Implementation checklist
- Define objectives (resilience, peak shaving, renewables).
- Gather 15–60 min load and generation data for 12 months.
- Engage utility and initiate interconnection study.
- Choose ownership and financing model; secure funding or grants.
- Size system (kW & kWh), design site, and select vendor with open APIs.
- Complete permitting, fire review, and safety approvals.
- Install, commission, and run acceptance tests (normal & islanded).
- Publish sharing rules, billing method, and subscriber agreements.
- Set up monitoring dashboards, KPIs, and O&M contracts.
FAQ
- Q: Can neighborhood batteries replace individual home batteries?

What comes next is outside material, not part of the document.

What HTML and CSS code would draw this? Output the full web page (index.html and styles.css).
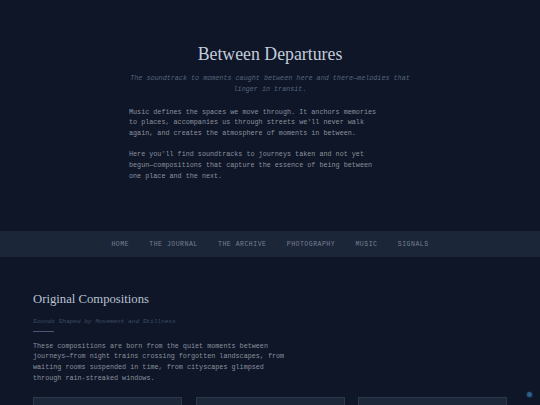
FILE: index.html
```html
<!DOCTYPE html>
<html lang="en">
<head>
<meta charset="utf-8">
<title>Between Departures</title>
<link rel="stylesheet" href="styles.css">
</head>
<body>
<header class="hero">
  <h1 class="hero-title">Between Departures</h1>
  <p class="hero-tagline">The soundtrack to moments caught between here and there—melodies that linger in transit.</p>
  <p class="hero-text">Music defines the spaces we move through. It anchors memories to places, accompanies us through streets we'll never walk again, and creates the atmosphere of moments in between.</p>
  <p class="hero-text">Here you'll find soundtracks to journeys taken and not yet begun—compositions that capture the essence of being between one place and the next.</p>
</header>
<nav class="nav">
  <a class="nav-link" href="#">Home</a>
  <a class="nav-link" href="#">The Journal</a>
  <a class="nav-link" href="#">The Archive</a>
  <a class="nav-link" href="#">Photography</a>
  <a class="nav-link" href="#">Music</a>
  <a class="nav-link" href="#">Signals</a>
</nav>
<main class="section">
  <h2 class="section-title">Original Compositions</h2>
  <p class="section-sub">Sounds Shaped by Movement and Stillness</p>
  <div class="section-rule"></div>
  <p class="section-text">These compositions are born from the quiet moments between journeys—from night trains crossing forgotten landscapes, from waiting rooms suspended in time, from cityscapes glimpsed through rain-streaked windows.</p>
  <div class="cards">
    <div class="card"></div>
    <div class="card"></div>
    <div class="card"></div>
  </div>
</main>
<div class="dot"></div>
</body>
</html>
```

FILE: styles.css
```css
html, body {
  margin: 0;
  padding: 0;
  background: #0e1628;
  height: 100%;
  overflow: hidden;
}
body {
  font-family: "Liberation Mono", monospace;
  color: #8c919c;
}
.hero {
  width: 282px;
  margin: 0 auto;
  padding-top: 43px;
  height: 188px;
}
.hero-title {
  font-family: "Liberation Serif", serif;
  font-weight: normal;
  font-size: 17.8px;
  line-height: 22px;
  color: #c3ccda;
  text-align: center;
  margin: 0 0 7.5px 0;
}
.hero-tagline {
  font-style: italic;
  font-size: 6.75px;
  line-height: 11.3px;
  color: #56647c;
  text-align: center;
  margin: 0 0 11.5px 0;
}
.hero-text {
  font-size: 6.75px;
  line-height: 10.8px;
  max-width: 63ch;
  margin: 0 0 10.3px 0;
  color: #8c919c;
}
.nav {
  display: flex;
  justify-content: center;
  align-items: center;
  gap: 20.3px;
  height: 26px;
  background: #1c2639;
}
.nav-link {
  font-size: 6.5px;
  letter-spacing: 0.5px;
  text-transform: uppercase;
  color: #768092;
  text-decoration: none;
}
.section {
  padding: 35px 33px 0 33px;
}
.section-title {
  font-family: "Liberation Serif", serif;
  font-weight: normal;
  font-size: 12.7px;
  line-height: 15px;
  color: #b9c2d0;
  margin: 0 0 10px 0;
}
.section-sub {
  font-style: italic;
  font-size: 6.1px;
  line-height: 10px;
  color: #3e4c64;
  margin: 0;
}
.section-rule {
  width: 21px;
  height: 1px;
  background: #4a5872;
  margin: 3.5px 0 9px 0;
}
.section-text {
  font-size: 6.75px;
  line-height: 10.9px;
  max-width: 63ch;
  margin: 0 0 13px 0;
  color: #8c919c;
}
.cards {
  display: grid;
  grid-template-columns: repeat(3, 1fr);
  gap: 13.5px;
}
.card {
  height: 40px;
  background: #1c2739;
  border: 1px solid #2c384c;
}
.dot {
  position: fixed;
  right: 8.5px;
  bottom: 8.5px;
  width: 5px;
  height: 5px;
  border-radius: 50%;
  background: #2b5f86;
  box-shadow: 0 0 3px #1f4a6e;
}
```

- A: They can complement or partially replace home batteries by pooling capacity and lowering per-household costs, but they may not always meet individual household needs for full off-grid autonomy.
- Q: How long do batteries last?
- A: Lithium-ion systems typically have useful lifetimes of 10–15 years depending on cycles, depth of discharge, and thermal conditions. Expect 70–80% capacity after warranty periods in many deployments.
- Q: Are there safety risks for communities?
- A: Risks exist (thermal runaway, electrical faults), but they’re mitigated with certified equipment, NFPA/IEC-compliant designs, fire suppression, and strict commissioning and maintenance protocols.
- Q: Do utilities allow aggregated batteries to participate in markets?
- A: Participation depends on regional market rules and utility tariffs. Aggregation is possible in many markets with DERMS integration and coordination with the ISO/RTO or utility programs.
- Q: What is the typical payback period?
- A: Payback ranges widely—3–12 years—depending on local electricity pricing, demand-charge avoidance potential, incentives, and whether distribution upgrades are deferred.